As ditaduras militares latino-americanas foram sempre aceites com alguma compreensão pela direita europeia e entusiasticamente apoiadas pelos Estados Unidos e pela Igreja Católica. Nunca os ouvi condenar a censura, os crimes hediondos das ditaduras militares do Chile ou da Argentina, as torturas, a subjugação dos povos indígenas. Pelo contrário, ouvi-os respirar com algum alívio quando Pinochet conseguiu escapar às malhas da justiça, com o seu velado apoio.

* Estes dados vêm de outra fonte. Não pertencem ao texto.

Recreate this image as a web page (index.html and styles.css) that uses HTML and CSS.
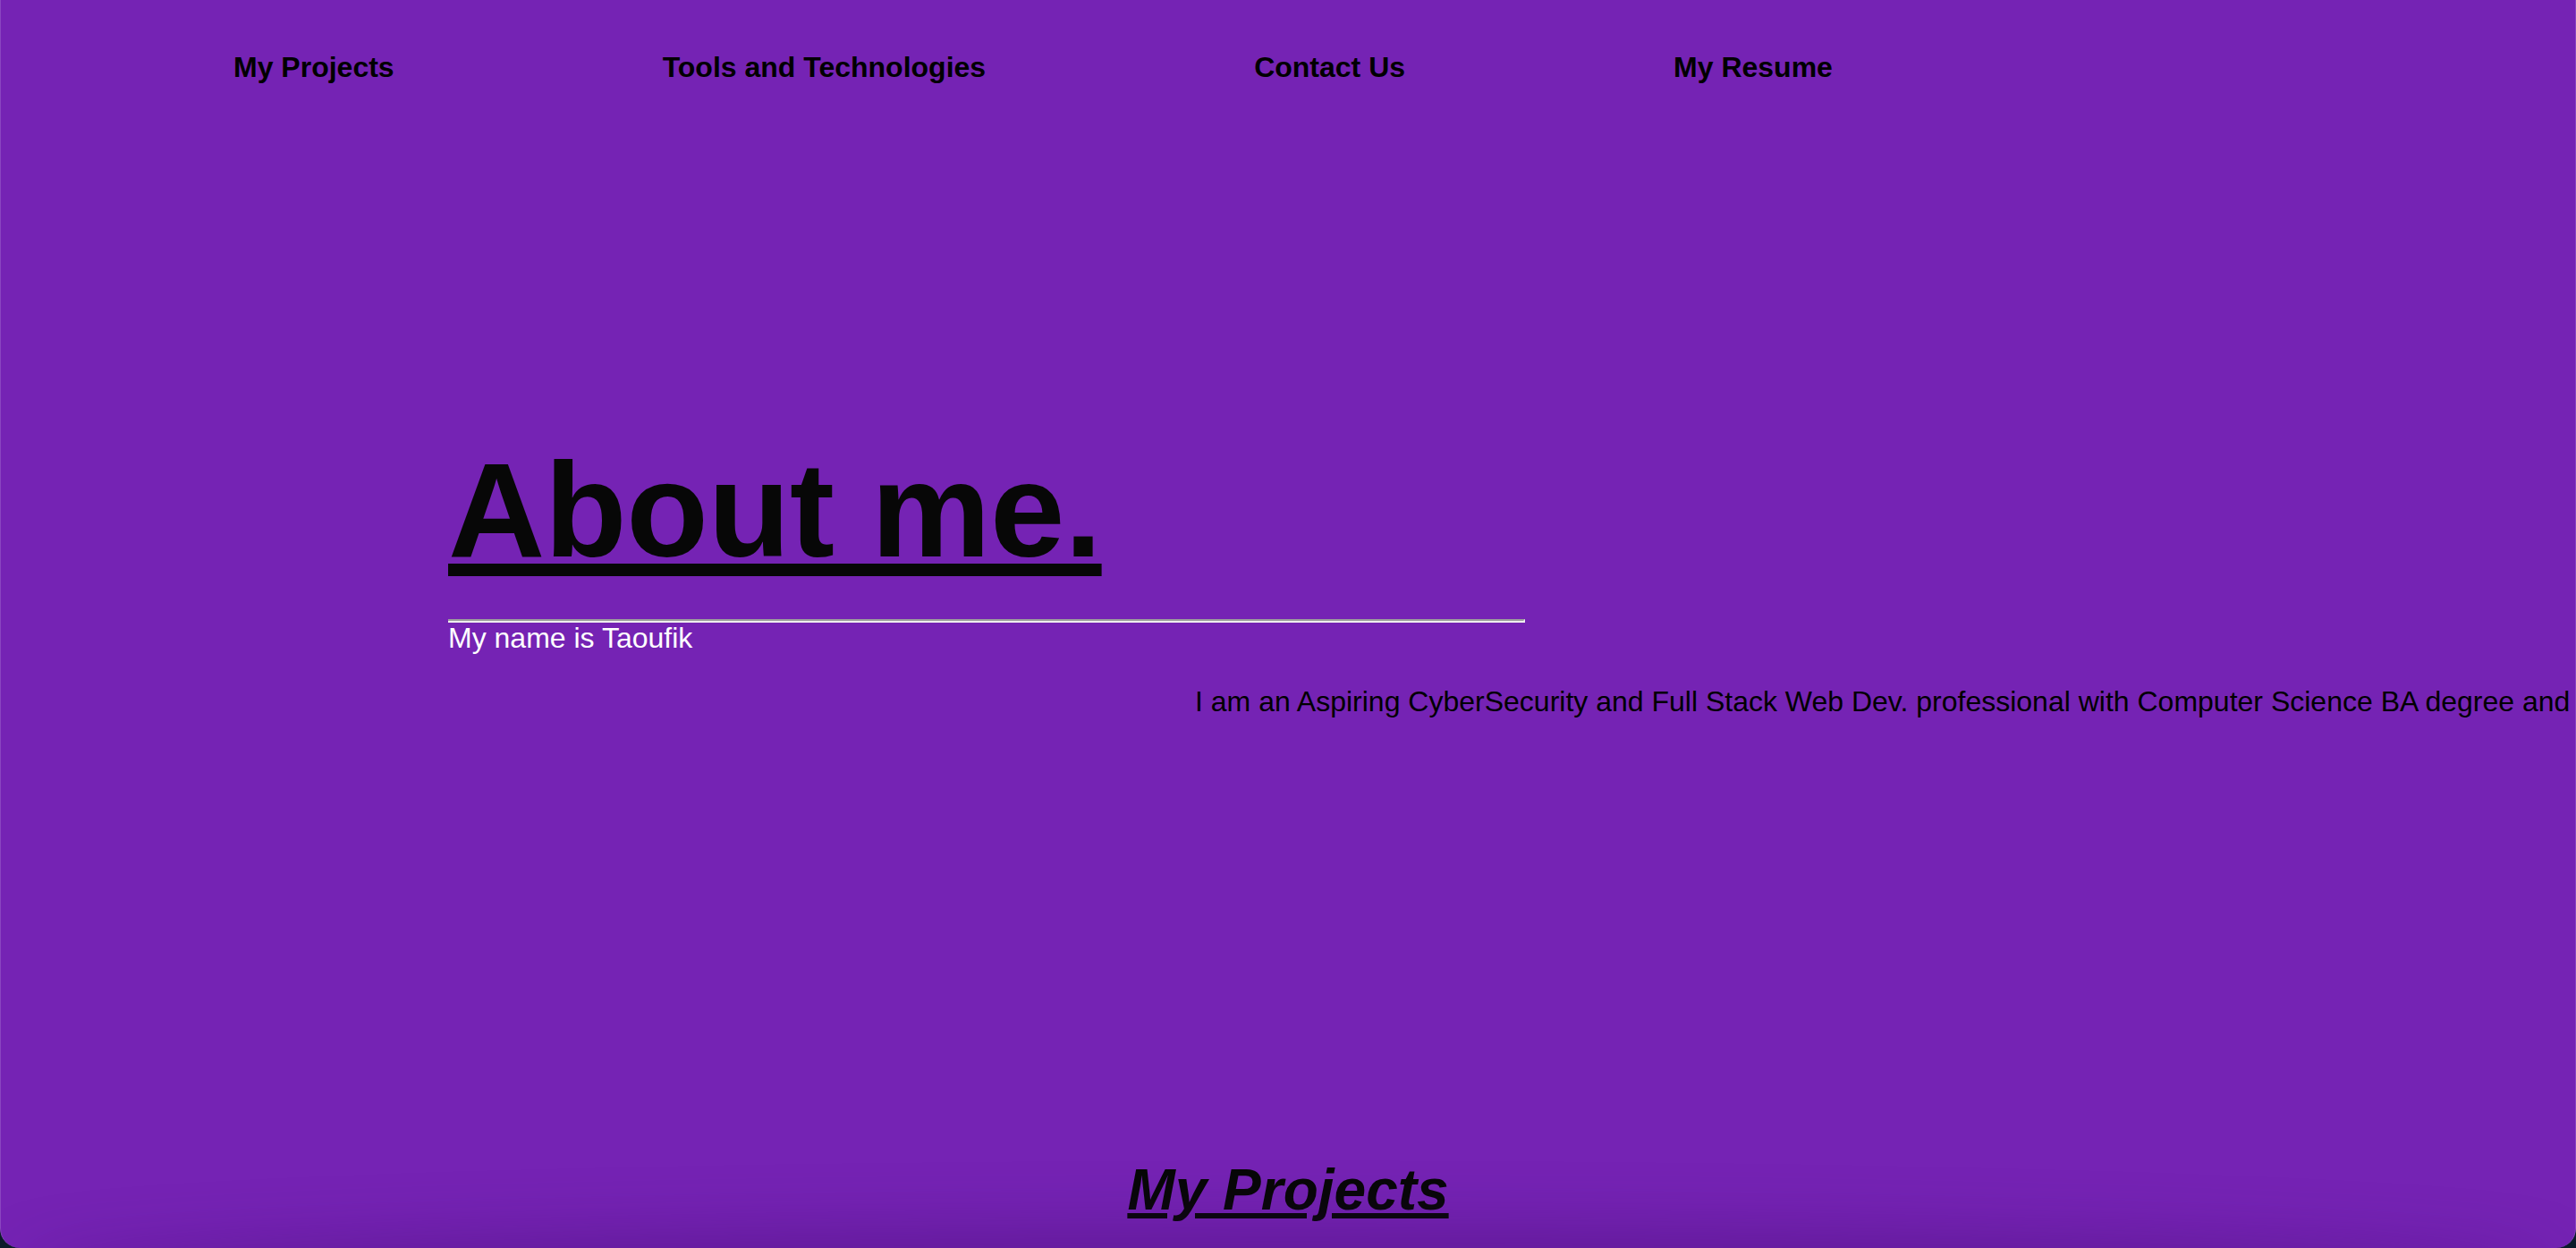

Quando os países latino-americanos começaram a tentar libertar-se das ditaduras, a imprensa ocidental começou logo a encontrar ditadores em cada um dos líderes democraticamente eleitos. Não me consta que Chavez tenha torturado e mandado matar os seus adversários políticos. O mesmo não se pode dizer de Uribe, o aliado dos EUA, que perseguiu e mandou matar vários sindicalistas. Não li uma linha sobre isso na imprensa portuguesa.
Curiosamente, também se calou poucos dias depois de uma trupe de militares ter expulso o presidente das Honduras, mas deu grande relevo ao encerramento de algumas rádios locais, ordenada por Chavez.
A Rádio Federal de Buenos Aires divulgou há tempos uma extensa lista de canções, cuja difusão foi proibida pela ditadura militar. Nem uma linha na imprensa portuguesa. Interessa-me pouco a liberdade de imprensa, quando vejo a morte de pessoas que me são queridas ser escamoteada, ou branqueada, com o conluio silencioso da imprensa nacional.
Ou quando não dá o devido relevo ao facto de as grandes multinacionais do desporto , como a Nike ou a Adidas, terem escrito a Hillary Clinton, pedindo “a restauração da democracia nas Honduras” quando perceberam que o apoio aos golpistas lhes estava a provocar incomensuráveis prejuízos.
Não faltam relatos sobre as sanguinolentas ditaduras latino-americanas mas, curiosamente, alguma imprensa portuguesa, especializada no copy paste do que se passa além fronteiras, insurge-se contra pretensos ditadores bolivarianos, cujo único crime é pretenderem libertar os seus povos do jugo americano e da exploração de multinacionais pouco escrupulosas.
Corre-me nas veias sangue de vítimas das ditaduras latino-americanas. Conheci, pessoalmente, alguns dos desaparecidos durante a ignóbil ditadura argentina, que enchia helicópteros com dissidentes, para os lançar nas águas do Atlântico, ao largo de Península Valdez. Isso impressiona-me muito mais do que o encerramento de algumas rádios locais. Penso que aos latino-americanos, também. Não me refiro aos imigrantes, descendentes de europeus, que para lá foram fazer a sua vida. É mesmo dos latino-americanos que falo.